A decade after publishing her first guide to tidying up, the writer and TV presenter has a new book about creating living spaces that ‘foster conversation’. But can she help me clear up the disaster that is my desk? And will it spark joy?

How do you tidy up before Marie Kondo arrives at your house? The 38-year-old queen of domestic serenity has been bossing chaos since 2011, when she published The Life-Changing Magic of Tidying Up. Then in 2016 came Spark Joy, an illustrated follow-up, and pretty soon the entire world – I’m not exaggerating – was familiar with her principles: separate your belongings into categories: clothes, books, papers, miscellany, sentimental items. Go through, in that order, and pick up each item, hold it in your hands, ask yourself if it sparks joy. If it doesn’t, discard it. “For the things that you decide to let go, you thank it for having sparked joy in the past,” she tells me later, through an interpreter. “Out loud?” I ask, appalled. “Silently is fine.” All that remains is to decide where to put your joy-sparking items.

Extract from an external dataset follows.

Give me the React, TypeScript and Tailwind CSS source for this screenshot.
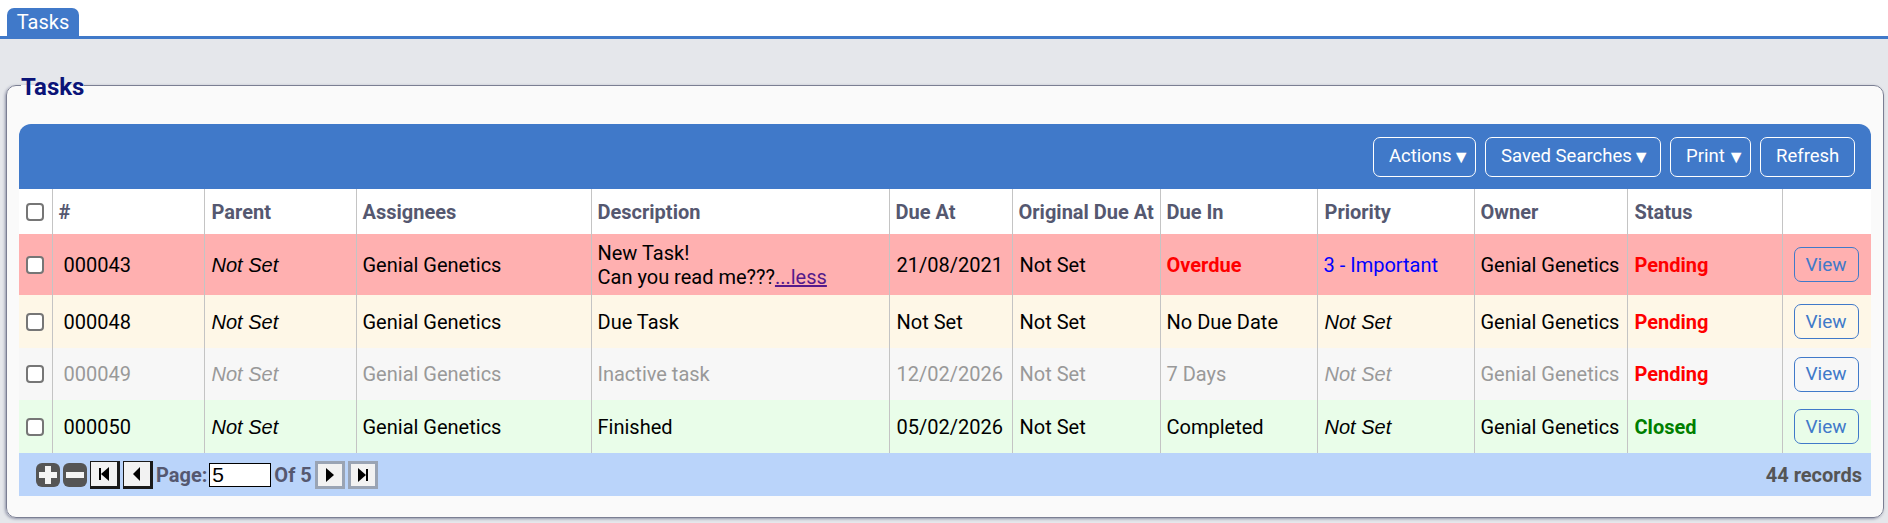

Pause for a second, here: I have been scoffing at the notion of thanking objects since I read Kondo’s handbag advice (you’re meant to thank it at the end of each day), but that is cloth-eared. The Shinto religion – Kondo isn’t incredibly observant, but was a miko (shrine maiden) in her late teens – is animist, and holds that some inanimate objects can gain a soul after 100 years of service. So there is nothing ridiculous about feeling gratitude to a thing; ridiculous is clinging on to a thing that plainly doesn’t have a soul.